Un réseau de familles solidaires
Face à cette situation récurrente, des bénévoles de La Pierre Blanche ont mis en place un réseau de familles d’accueil. Un peu plus de vingt personnes sont hébergées dans des foyers des environs. « La majorité des hôtes sont des retraités, car la prise en charge demande du temps et de l’implication », souligne Raymonde Dujon, responsable du réseau accueillant elle-même deux Tibétaines.

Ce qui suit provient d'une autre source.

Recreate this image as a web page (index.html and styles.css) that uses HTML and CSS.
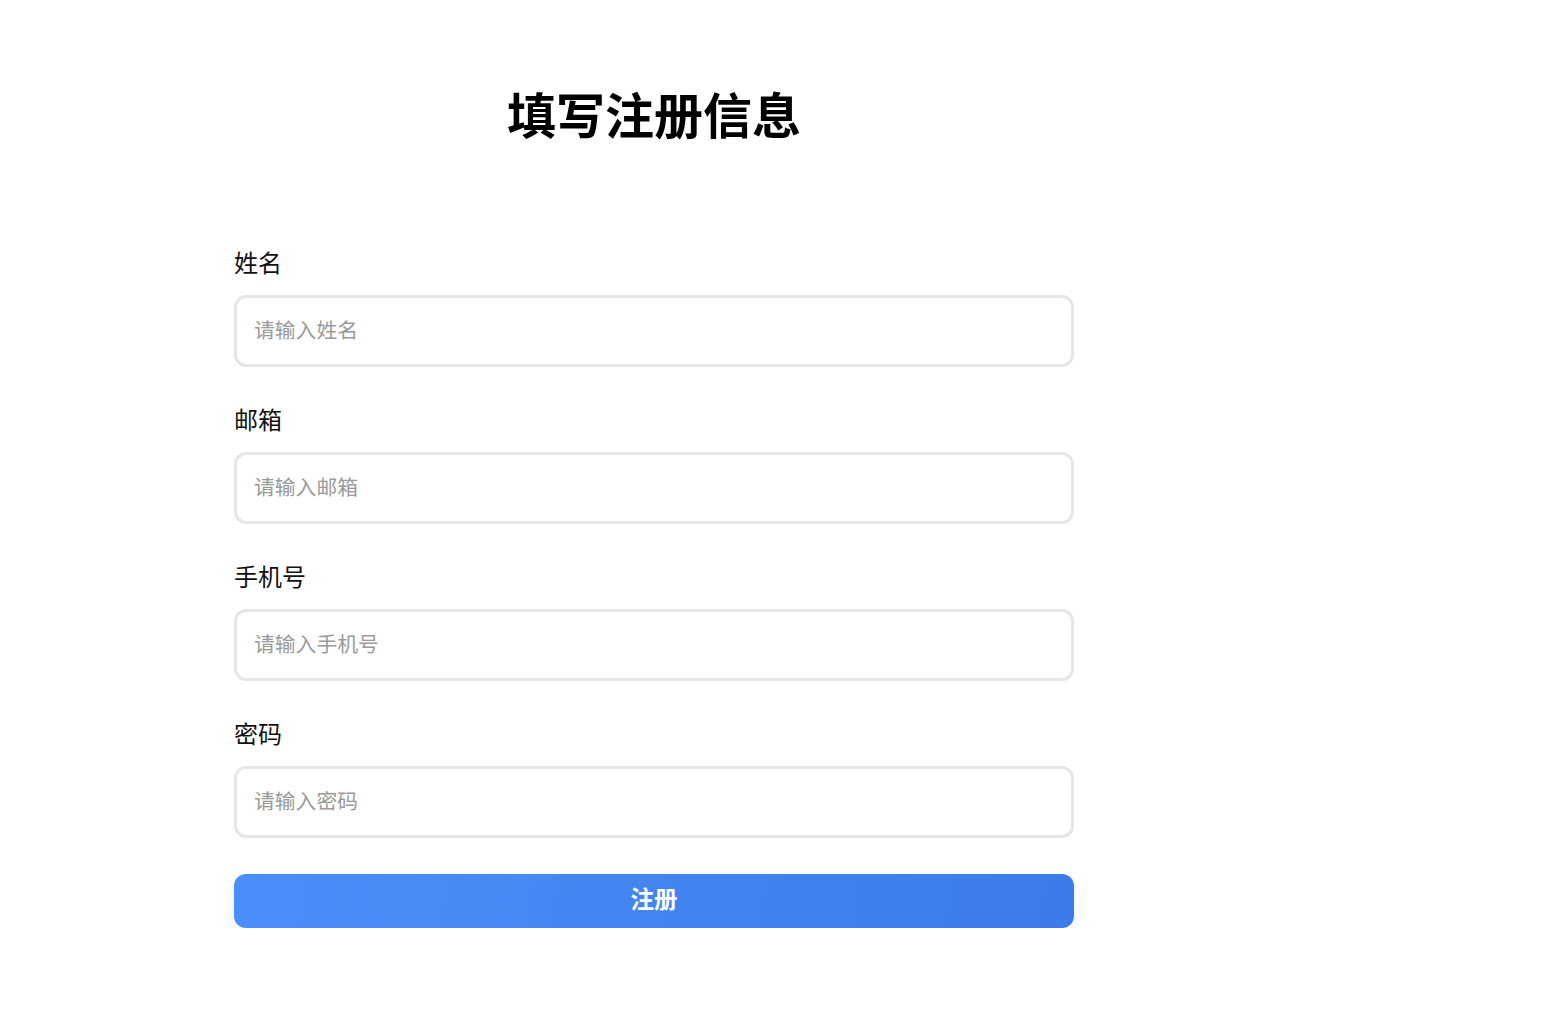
FILE: index.html
```html
<!DOCTYPE html>
<html lang="zh-CN">
<head>
<meta charset="utf-8">
<title>填写注册信息</title>
<link rel="stylesheet" href="styles.css">
</head>
<body>
<div class="page">
  <h1 class="title">填写注册信息</h1>
  <form class="form">
    <div class="field">
      <label class="label">姓名</label>
      <input class="input" type="text" placeholder="请输入姓名">
    </div>
    <div class="field">
      <label class="label">邮箱</label>
      <input class="input" type="text" placeholder="请输入邮箱">
    </div>
    <div class="field">
      <label class="label">手机号</label>
      <input class="input" type="text" placeholder="请输入手机号">
    </div>
    <div class="field">
      <label class="label">密码</label>
      <input class="input" type="password" placeholder="请输入密码">
    </div>
    <button class="submit" type="button">注册</button>
  </form>
</div>
</body>
</html>
```
FILE: styles.css
```css
html, body {
  margin: 0;
  padding: 0;
  background: #ffffff;
}
body {
  font-family: "Noto Sans CJK SC", "Noto Sans", sans-serif;
  color: #111;
}
.page {
  width: 840px;
  margin-left: 234px;
  padding-top: 77px;
}
.title {
  margin: 0;
  font-size: 49px;
  line-height: 72px;
  font-weight: 700;
  text-align: center;
  color: #000;
}
.form {
  display: flex;
  flex-direction: column;
  margin-top: 95px;
}
.field {
  display: flex;
  flex-direction: column;
  gap: 15px;
  margin-bottom: 34px;
}
.label {
  font-size: 24px;
  line-height: 36px;
  color: #111;
}
.input {
  box-sizing: border-box;
  height: 72px;
  width: 100%;
  border: 3px solid #e6e6e6;
  border-radius: 12px;
  padding: 0 17px 4px;
  font-family: inherit;
  font-size: 20.8px;
  color: #333;
  outline: none;
  background: #fff;
}
.input::placeholder {
  color: #9a9a9a;
}
.submit {
  margin-top: 2px;
  height: 54px;
  width: 100%;
  border: none;
  border-radius: 12px;
  padding: 0 0 6px;
  background: linear-gradient(100deg, #4a8ff9 0%, #3b7ce8 100%);
  color: #fff;
  font-family: inherit;
  font-size: 23.5px;
  font-weight: 700;
  box-shadow: 0 6px 16px rgba(60, 120, 230, 0.12);
  cursor: pointer;
}
```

En moyenne, les réfugiés sont logés huit mois pendant lesquels ils se familiarisent avec notre langue et nos coutumes. « Au quotidien, tout est prétexte à expliquer notre culture : une émission de télé, le 14 juillet... On ne leur propose pas seulement un toit, on se soucie vraiment de leur intégration. D’ailleurs, on ne coupe pas les ponts une fois qu’ils s’en vont, nous prenons mutuellement de nos nouvelles. »

L’impression est tout aussi positive pour Pema qui a trouvé un hébergement en famille, après avoir passé trois mois dans le campement démantelé en décembre dernier. « Nous avons des cultures très différentes, sourit-elle. Au Tibet, par exemple, personne ne parle en mangeant. Mais ici, c’est tout le contraire. Être chez des Français nous permet d’apprendre ces petites choses plus facilement. » Bien que ses « parents d’adoption » lui apportent un soutien précieux, la trentenaire confie ne pas vouloir rester trop longtemps chez eux pour céder sa place à celles qui en ont davantage besoin. « J’aimerais suivre une formation pour travailler en maison de retraite, en attendant que mon mari et mes deux enfants encore à Dharamsala me rejoignent », rapporte la jeune femme.

Se tenir à un projet professionnel constitue la clé d’une insertion réussie, pour le
directeur de l’association. Car si la communauté de Conflans offre un aspect rassurant pour les Tibétains, elle revêt aussi des effets pervers. « Il faut qu’avec le temps, ils parviennent à s’en détacher, prévient Hugues Fresneau. Sans cela, ils se refilent les mauvais filons et se retrouvent avec les mêmes parcours. Beaucoup se font d’ailleurs exploiter dans les cuisines des restaurants chinois. » Curieuse ironie du sort pour ceux qui ont passé des mois à fuir la Chine.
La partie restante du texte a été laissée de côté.